# Ladder roadbed and Aristo craft track



## ewaldbee (Jan 5, 2009)

I have a section of track to lay this spring that I would like to rise off the ground using the ladder system. As I am looking through the threads here it appears that the ladder system works well if you're using flex track. Build the roadbed--lay down the track to match. In my case I have sections of Aristo Craft track in various diameters from 8 ft. to 20 ft. Will I have frustrations trying to match my ladder with the fixed diameter track sections? I live in Minnesota where I don't want to drive permanent supports into the ground because of the frost problems. Any suggestions?
Thanks, Ewald


----------



## John J (Dec 29, 2007)

I made concrete forms this way.
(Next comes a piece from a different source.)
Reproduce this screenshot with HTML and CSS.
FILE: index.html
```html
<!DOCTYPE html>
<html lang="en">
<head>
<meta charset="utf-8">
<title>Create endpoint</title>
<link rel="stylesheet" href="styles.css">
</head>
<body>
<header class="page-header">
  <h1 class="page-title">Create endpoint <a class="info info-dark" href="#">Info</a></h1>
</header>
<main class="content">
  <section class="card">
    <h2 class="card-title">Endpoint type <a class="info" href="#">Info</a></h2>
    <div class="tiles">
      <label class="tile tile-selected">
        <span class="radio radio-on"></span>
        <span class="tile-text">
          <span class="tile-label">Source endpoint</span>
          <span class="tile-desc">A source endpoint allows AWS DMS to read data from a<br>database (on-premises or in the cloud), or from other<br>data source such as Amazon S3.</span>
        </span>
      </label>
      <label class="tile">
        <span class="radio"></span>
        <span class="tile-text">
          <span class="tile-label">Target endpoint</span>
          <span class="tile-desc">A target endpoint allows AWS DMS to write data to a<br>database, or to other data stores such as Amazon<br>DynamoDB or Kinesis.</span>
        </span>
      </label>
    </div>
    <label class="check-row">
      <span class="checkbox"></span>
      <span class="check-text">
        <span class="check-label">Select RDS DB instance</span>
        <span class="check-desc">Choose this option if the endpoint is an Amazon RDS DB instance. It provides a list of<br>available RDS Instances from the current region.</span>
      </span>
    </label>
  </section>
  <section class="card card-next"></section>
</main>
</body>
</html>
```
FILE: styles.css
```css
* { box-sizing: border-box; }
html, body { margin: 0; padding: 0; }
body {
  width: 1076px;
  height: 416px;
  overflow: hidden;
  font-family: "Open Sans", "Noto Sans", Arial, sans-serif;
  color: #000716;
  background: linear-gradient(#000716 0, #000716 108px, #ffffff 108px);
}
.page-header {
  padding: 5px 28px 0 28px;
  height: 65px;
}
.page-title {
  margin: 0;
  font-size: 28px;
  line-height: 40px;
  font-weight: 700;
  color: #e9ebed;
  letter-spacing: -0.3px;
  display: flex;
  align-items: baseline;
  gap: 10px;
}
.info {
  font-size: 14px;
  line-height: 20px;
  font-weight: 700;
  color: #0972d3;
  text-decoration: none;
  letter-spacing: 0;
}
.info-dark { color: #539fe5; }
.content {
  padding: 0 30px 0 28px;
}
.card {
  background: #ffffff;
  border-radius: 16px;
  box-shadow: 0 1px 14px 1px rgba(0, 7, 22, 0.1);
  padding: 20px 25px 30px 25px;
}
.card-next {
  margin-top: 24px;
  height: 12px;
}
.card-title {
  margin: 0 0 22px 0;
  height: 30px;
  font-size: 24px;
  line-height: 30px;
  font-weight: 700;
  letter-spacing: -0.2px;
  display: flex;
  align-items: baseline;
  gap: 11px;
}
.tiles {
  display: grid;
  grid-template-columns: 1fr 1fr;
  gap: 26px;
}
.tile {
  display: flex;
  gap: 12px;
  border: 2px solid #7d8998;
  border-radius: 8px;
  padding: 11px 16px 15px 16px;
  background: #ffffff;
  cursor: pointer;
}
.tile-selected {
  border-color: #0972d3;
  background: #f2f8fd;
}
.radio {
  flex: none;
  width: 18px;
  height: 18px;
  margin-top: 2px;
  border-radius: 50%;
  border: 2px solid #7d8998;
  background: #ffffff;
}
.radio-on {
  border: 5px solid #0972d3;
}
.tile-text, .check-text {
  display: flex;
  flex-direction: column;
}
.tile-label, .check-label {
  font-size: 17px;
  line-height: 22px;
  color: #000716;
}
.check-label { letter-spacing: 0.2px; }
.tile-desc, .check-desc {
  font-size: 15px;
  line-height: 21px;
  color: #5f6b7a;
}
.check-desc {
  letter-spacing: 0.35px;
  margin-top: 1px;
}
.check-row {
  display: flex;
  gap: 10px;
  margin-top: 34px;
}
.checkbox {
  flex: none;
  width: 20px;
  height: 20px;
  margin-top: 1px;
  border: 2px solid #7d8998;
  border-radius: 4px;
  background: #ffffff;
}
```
Get a sheet of plywood 3/4 or better. Sub floring will do. Lay your track on the plywood. Get a box of sheet rock screws. on inch or better Lay your track on the plywood. Screw a screw every 3 inches or so right next to the tie. Do it on the outside and inside of the curve track. Now remove the track. The screws now match the curve of the track. Build the curvature of the ladder road bed to match the screws. You might want to build on the outside of the screws. gives you a little more road bed. 

JJ


----------



## Greg Elmassian (Jan 3, 2008)

To the 2 questions:

1. Yes, it will be tougher to match the ladder to your sectional track, but do it carefully and get a rail bender and it would not be an impossible task.
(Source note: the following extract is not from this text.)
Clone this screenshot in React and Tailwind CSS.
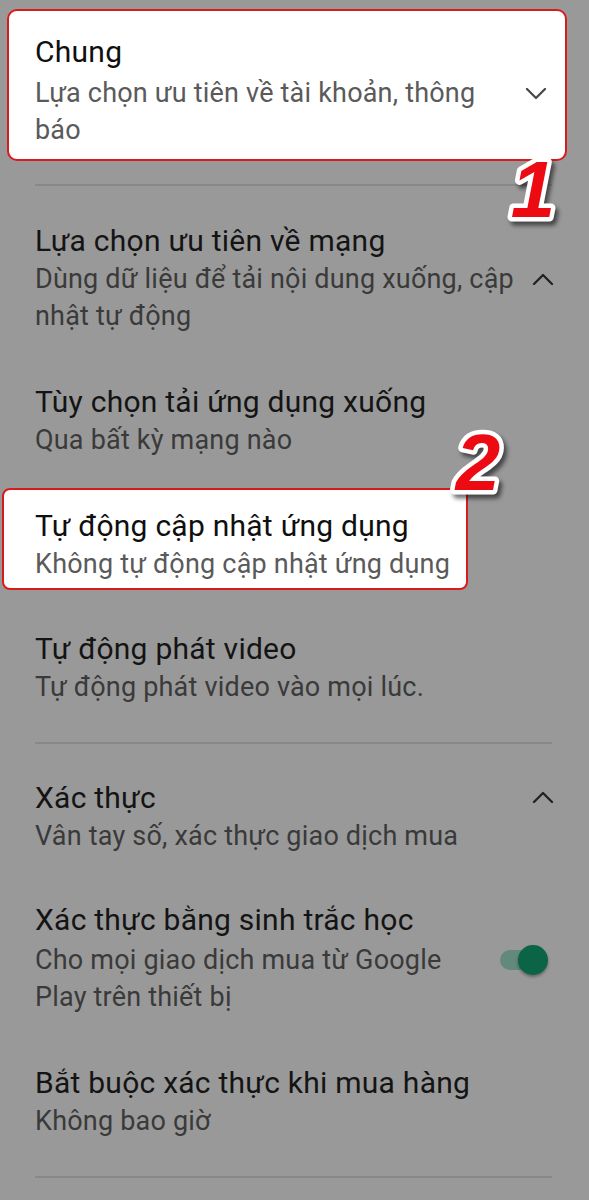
import React from "react";

const Chevron = ({ up, className }) => (
  <svg width="22" height="12" viewBox="0 0 22 12" className={className}>
    <path
      d={up ? "M2 11 L11 2 L20 11" : "M2 1 L11 10 L20 1"}
      fill="none"
      stroke="currentColor"
      strokeWidth="2.3"
      strokeLinecap="round"
      strokeLinejoin="round"
    />
  </svg>
);

const Num = ({ n, className }) => (
  <svg
    width="70"
    height="90"
    viewBox="0 0 70 90"
    className={className}
    style={{ filter: "drop-shadow(3px 4px 2px rgba(0,0,0,0.55))" }}
  >
    <text
      x="35"
      y="72"
      textAnchor="middle"
      fontFamily="'Liberation Sans', Arial, sans-serif"
      fontWeight="900"
      fontStyle="italic"
      fontSize="80"
      fill="#ec0b12"
      stroke="#ffffff"
      strokeWidth="9"
      strokeLinejoin="round"
      paintOrder="stroke"
    >
      {n}
    </text>
  </svg>
);

const Row = ({ title, subs, right, className = "", subClass = "" }) => (
  <div className={"flex items-start " + className}>
    <div className="flex-1 min-w-0">
      <div className="text-[30px] leading-[40px] tracking-[0.25px] text-[#141414]">{title}</div>
      <div className={"text-[27px] leading-[37px] tracking-[0.2px] text-[#3a3a3a] " + subClass}>{subs}</div>
    </div>
    {right}
  </div>
);

export default function App() {
  return (
    <div
      className="relative w-[589px] h-[1200px] bg-[#999999] overflow-hidden"
      style={{ fontFamily: "Roboto, 'Noto Sans', sans-serif" }}
    >
      {/* Card 1 */}
      <div className="mt-[9px] ml-[7px] w-[560px] rounded-[10px] border-2 border-[#d81c1c] bg-white pt-[21px] pb-[10px] pl-[26px]">
        <div className="flex items-start">
          <div className="w-[484px]">
            <div className="text-[30px] leading-[40px] tracking-[0.25px] text-[#0f0f0f]">Chung</div>
            <div className="mt-[3px] text-[27px] leading-[37px] tracking-[0.2px] text-[#5a5a5a]">
              Lựa chọn ưu tiên về tài khoản, thông báo
            </div>
          </div>
          <div className="flex-1 flex justify-end pt-[56px] pr-[18px]">
            <Chevron className="text-[#4a4a4a]" />
          </div>
        </div>
      </div>

      <div className="mt-[23px] mx-[35px] w-[517px] h-[2px] bg-[#888888]" />

      <div className="pl-[35px] pr-[37px]">
        <Row
          className="mt-[35px]"
          title="Lựa chọn ưu tiên về mạng"
          subs="Dùng dữ liệu để tải nội dung xuống, cập nhật tự động"
          right={
            <div className="w-[36px] flex justify-end pt-[52px] -mr-[2px]">
              <Chevron up className="text-[#222222]" />
            </div>
          }
        />
        <Row className="mt-[47px]" title="Tùy chọn tải ứng dụng xuống" subs="Qua bất kỳ mạng nào" />
      </div>

      {/* Card 2 */}
      <div className="mt-[29px] ml-[2px] w-[466px] rounded-[8px] border-2 border-[#d81c1c] bg-white pt-[16px] pb-[5px] pl-[31px]">
        <div className="text-[30px] leading-[40px] tracking-[0.25px] text-[#0f0f0f] whitespace-nowrap">Tự động cập nhật ứng dụng</div>
        <div className="text-[27px] leading-[37px] tracking-[0.2px] text-[#5a5a5a] whitespace-nowrap">Không tự động cập nhật ứng dụng</div>
      </div>

      <div className="pl-[35px] pr-[37px]">
        <Row className="mt-[39px]" title="Tự động phát video" subs="Tự động phát video vào mọi lúc." />
      </div>

      <div className="mt-[36px] mx-[35px] w-[517px] h-[2px] bg-[#888888]" />

      <div className="pl-[35px] pr-[37px]">
        <Row
          className="mt-[34px]"
          title="Xác thực"
          subs="Vân tay số, xác thực giao dịch mua"
          right={
            <div className="w-[36px] flex justify-end pt-[13px] -mr-[2px]">
              <Chevron up className="text-[#222222]" />
            </div>
          }
        />
        <Row
          className="mt-[45px]"
          title="Xác thực bằng sinh trắc học"
          subClass="mt-[2px] w-[440px]"
          subs="Cho mọi giao dịch mua từ Google Play trên thiết bị"
          right={
            <div className="relative w-[60px] h-[34px] mt-[43px] -mr-[4px] shrink-0">
              <div className="absolute left-[4px] top-[7px] w-[44px] h-[20px] rounded-full bg-[#62897b]" />
              <div className="absolute left-[22px] top-[2px] w-[30px] h-[30px] rounded-full bg-[#0b6445] shadow-[0_2px_3px_rgba(0,0,0,0.35)]" />
            </div>
          }
        />
        <Row className="mt-[47px]" title="Bắt buộc xác thực khi mua hàng" subs="Không bao giờ" />
      </div>

      <div className="mt-[36px] mx-[35px] w-[517px] h-[2px] bg-[#888888]" />

      <Num n="1" className="absolute left-[498px] top-[145px]" />
      <Num n="2" className="absolute left-[443px] top-[418px]" />
    </div>
  );
}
2. use the concrete "pilings" that are about 9" in a truncated pyramid and mount 4X4 rot resistant posts to it. Many people have done this and it works well, also easy to adjust and not permanent, easy to move.

Greg


----------



## denray (Jan 5, 2008)

Take all the screws out of the back of the track, then you will be able to move your track quite abit, I use a double rail bender, one of the best investment I made for my railroad, I only buy straight track, 
Dennis


----------



## ewaldbee (Jan 5, 2009)

Thanks guys for the good ideas. I never considered a rail bender. I assumed they were only used for non sectional track laying. 
Ewald


----------



## Naptowneng (Jun 14, 2010)

I made my whole layout on ladder roadbed using various types of sectional track bought over a few years. I have the Train Li rail bender, so you can make the sectional, either curved or straight, any reasonable curve you want. Takes a bit of practice, but works well. 

Jerry


----------



## John J (Dec 29, 2007)

ewaldbee said:


> Thanks guys for the good ideas. I never considered a rail bender. I assumed they were only used for non sectional track laying.
> Ewald



If you buy a Dual Rail Bender you can then buy ANY rail deal you find. With a Dual Rail Bender You could take a 4 FT curve and bend it to anything you want including a Straight piece. My rail bender does not go over the Aristo style slide type joiners. So I keep a bag or Split Jaw or the Flat Train Li Joiners around. It is well worth the investment. 

JJ


----------



## Greg Elmassian (Jan 3, 2008)

for your curves, leave at least one screw on each rail in the curve to keep the ties from migrating. If you are only modifying the curves a bit, leave all the screws in.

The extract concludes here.